As with any family-focused vehicle, safety is treated with importance in the Captiva. Front, side and curtain airbags are included, as are front seatbelt pre-tensioners and load limiters. Keeping the Captiva on the road are traction and stability control systems, ABS braking with brakeforce assist and distribution. There’s also a descent control system to help with getting down steep slippery hills.

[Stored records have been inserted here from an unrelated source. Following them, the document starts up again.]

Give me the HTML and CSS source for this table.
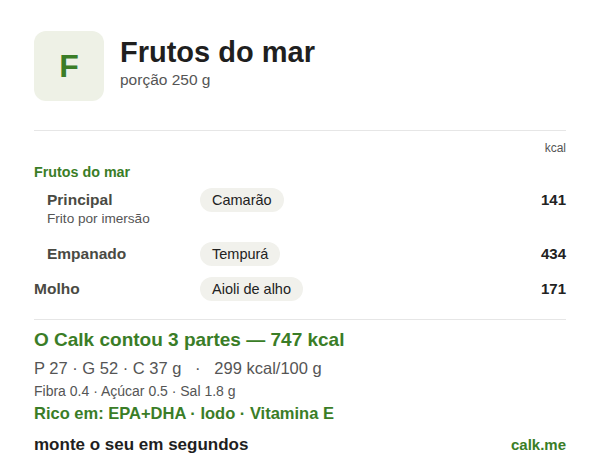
FILE: index.html
```html
<!DOCTYPE html>
<html>
<head>
    <title>Frutos do mar</title>
    <link rel="stylesheet" href="styles.css">
</head>
<body>
    <div class="card">
        <div class="header">
            <div class="badge">F</div>
            <div class="heading">
                <h1>Frutos do mar</h1>
                <div class="portion">porção 250 g</div>
            </div>
        </div>

        <div class="parts">
            <div class="unit">kcal</div>
            <div class="group">Frutos do mar</div>

            <div class="row sub">
                <div class="name">
                    <div class="label">Principal</div>
                    <div class="note">Frito por imersão</div>
                </div>
                <div class="choice"><span class="pill">Camarão</span></div>
                <div class="kcal">141</div>
            </div>

            <div class="row sub">
                <div class="name">
                    <div class="label">Empanado</div>
                </div>
                <div class="choice"><span class="pill">Tempurá</span></div>
                <div class="kcal">434</div>
            </div>

            <div class="row">
                <div class="name">
                    <div class="label">Molho</div>
                </div>
                <div class="choice"><span class="pill">Aioli de alho</span></div>
                <div class="kcal">171</div>
            </div>
        </div>

        <div class="summary">
            <div class="total">O Calk contou 3 partes — 747 kcal</div>
            <div class="macros">P 27 · G 52 · C 37 g &nbsp; · &nbsp; 299 kcal/100 g</div>
            <div class="micros">Fibra 0.4 · Açúcar 0.5 · Sal 1.8 g</div>
            <div class="rich">Rico em: EPA+DHA · Iodo · Vitamina E</div>
        </div>

        <div class="footer">
            <span class="cta">monte o seu em segundos</span>
            <span class="site">calk.me</span>
        </div>
    </div>
</body>
</html>
```

FILE: styles.css
```css
body {
    margin: 0;
    background-color: #fff;
    color: #222;
    font-family: "Liberation Sans", Arial, sans-serif;
}

.card {
    padding: 31px 34px 0;
}

.header {
    display: flex;
    align-items: flex-start;
    gap: 16px;
    padding-bottom: 29px;
    border-bottom: 1px solid #e6e6e6;
}

.badge {
    width: 70px;
    height: 70px;
    border-radius: 12px;
    background-color: #eef1e6;
    color: #3a7d27;
    font-size: 32px;
    font-weight: bold;
    display: flex;
    align-items: center;
    justify-content: center;
}

.heading {
    padding-top: 4px;
}

h1 {
    margin: 0 0 2px;
    font-size: 29px;
    line-height: 34px;
    color: #1f1f1f;
}

.portion {
    font-size: 15.5px;
    line-height: 18px;
    color: #555;
}

.parts {
    padding: 10px 0 18px;
    border-bottom: 1px solid #e6e6e6;
}

.unit {
    text-align: right;
    font-size: 12px;
    line-height: 14px;
    color: #555;
}

.group {
    margin-top: 9px;
    font-size: 14.3px;
    line-height: 16px;
    font-weight: bold;
    color: #3a7d27;
}

.row {
    display: grid;
    grid-template-columns: 166px 1fr 60px;
    align-items: start;
    margin-top: 11px;
}

.group + .row {
    margin-top: 8px;
}

.row.sub {
    padding-left: 13px;
    grid-template-columns: 153px 1fr 60px;
}

.label {
    font-size: 15.5px;
    font-weight: bold;
    color: #4a4a43;
    line-height: 24px;
}

.note {
    font-size: 13.6px;
    line-height: 13px;
    margin-bottom: 6px;
    color: #555;
}

.pill {
    display: inline-block;
    padding: 0 12px;
    border-radius: 12px;
    background-color: #f1f1ec;
    font-size: 14.5px;
    line-height: 24px;
    color: #222;
}

.kcal {
    text-align: right;
    font-size: 15px;
    font-weight: bold;
    line-height: 24px;
}

.summary {
    padding-top: 9px;
}

.total {
    font-size: 19px;
    line-height: 22px;
    font-weight: bold;
    color: #3a7d27;
}

.macros {
    margin-top: 8px;
    font-size: 16.5px;
    line-height: 19px;
    color: #555;
}

.micros {
    margin-top: 5px;
    font-size: 14px;
    line-height: 16px;
    color: #555;
}

.rich {
    margin-top: 5px;
    font-size: 16.5px;
    line-height: 19px;
    font-weight: bold;
    color: #3a7d27;
}

.footer {
    display: flex;
    justify-content: space-between;
    align-items: baseline;
    margin-top: 12px;
    line-height: 20px;
}

.cta {
    font-size: 17px;
    font-weight: bold;
    color: #1f1f1f;
}

.site {
    font-size: 15px;
    font-weight: bold;
    color: #3a7d27;
}
```
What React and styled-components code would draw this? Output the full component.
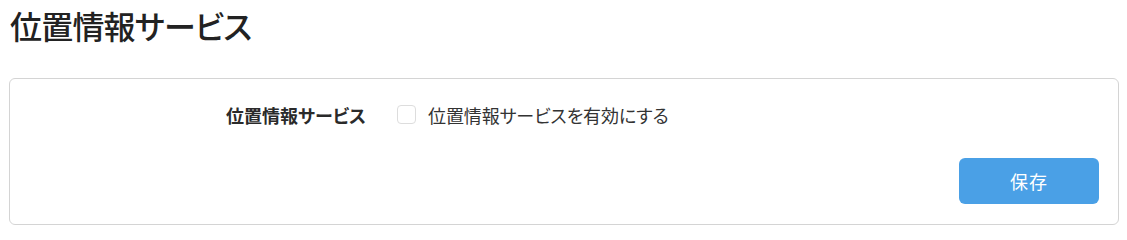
import React, { useState } from "react";
import styled, { createGlobalStyle } from "styled-components";

const Global = createGlobalStyle`
  html, body { margin: 0; padding: 0; background: #fff; }
  body {
    font-family: "Noto Sans CJK JP", "Noto Sans", sans-serif;
    color: #333;
  }
`;

const Page = styled.div`
  padding: 0 8px 0 9px;
`;

const Title = styled.h1`
  margin: 0 0 27px 1px;
  font-size: 32px;
  line-height: 51px;
  font-weight: 500;
  color: #222;
  font-feature-settings: "palt";
  letter-spacing: -0.8px;
`;

const Card = styled.section`
  border: 1px solid #d4d4d4;
  border-radius: 6px;
  padding: 18px 19px 20px 0;
  display: flex;
  flex-direction: column;
`;

const Row = styled.div`
  display: grid;
  grid-template-columns: 356px 1fr;
  column-gap: 31px;
  align-items: center;
  min-height: 35px;
`;

const Label = styled.div`
  text-align: right;
  font-size: 18px;
  font-weight: 700;
  color: #2a2a2a;
  font-feature-settings: "palt";
`;

const CheckLabel = styled.label`
  display: inline-flex;
  align-items: center;
  gap: 12px;
  font-size: 18px;
  color: #333;
  cursor: pointer;
  font-feature-settings: "palt";
  letter-spacing: -0.1px;
`;

const Box = styled.span`
  width: 17px;
  height: 17px;
  border: 1px solid #dddddd;
  border-radius: 4px;
  background: ${(p) => (p.$checked ? "#4aa0e6" : "#fff")};
  display: inline-flex;
  align-items: center;
  justify-content: center;
`;

const HiddenInput = styled.input`
  display: none;
`;

const Actions = styled.div`
  display: flex;
  justify-content: flex-end;
  margin-top: 26px;
`;

const Button = styled.button`
  width: 140px;
  height: 46px;
  border: none;
  border-radius: 6px;
  background: #4aa0e6;
  color: #fff;
  font-family: inherit;
  font-size: 18px;
  letter-spacing: 1px;
  cursor: pointer;
`;

export default function App() {
  const [checked, setChecked] = useState(false);
  return (
    <Page>
      <Global />
      <Title>位置情報サービス</Title>
      <Card>
        <Row>
          <Label>位置情報サービス</Label>
          <CheckLabel>
            <HiddenInput
              type="checkbox"
              checked={checked}
              onChange={(e) => setChecked(e.target.checked)}
            />
            <Box $checked={checked}>
              {checked && (
                <svg width="12" height="12" viewBox="0 0 12 12">
                  <path d="M2 6.5l2.5 2.5L10 3.5" stroke="#fff" strokeWidth="2" fill="none" />
                </svg>
              )}
            </Box>
            位置情報サービスを有効にする
          </CheckLabel>
        </Row>
        <Actions>
          <Button>保存</Button>
        </Actions>
      </Card>
    </Page>
  );
}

So is the Series II Captiva much improved? Definitely, its new petrol engine is stronger and it has handling ability far beyond its predecessor. The cosmetic updates have modernised the Captiva shape, especially in LX form where it’s sharply dressed with chrome trim and 19-inch alloys. The interior is a practical and comfortable space with impressive features and ergonomics. Drawbacks are that the petrol-powered Captiva drinks heavily on the gas and its ride isn’t as comfortable as some competitors. But it still has definite appeal, not just to Holden fans but also for anyone seeking a modern family hauler.

Price: $55,890

What we like:

  • Modern looks
  • Practical Interior
  • Safety features
  • Handling ability

What we don’t like:

  • High fuel consumption
  • Ride is too firm
  • Cabin switchgear can be tricky

Who will buy this car? It’s best suited to families who need three rows of seats. For those families the Captiva will prove a very valuable and competent tool.

Cool Factor: Fairly low, the updates look great and the LX is the sexiest in the range, but this is still a people mover built for function not form.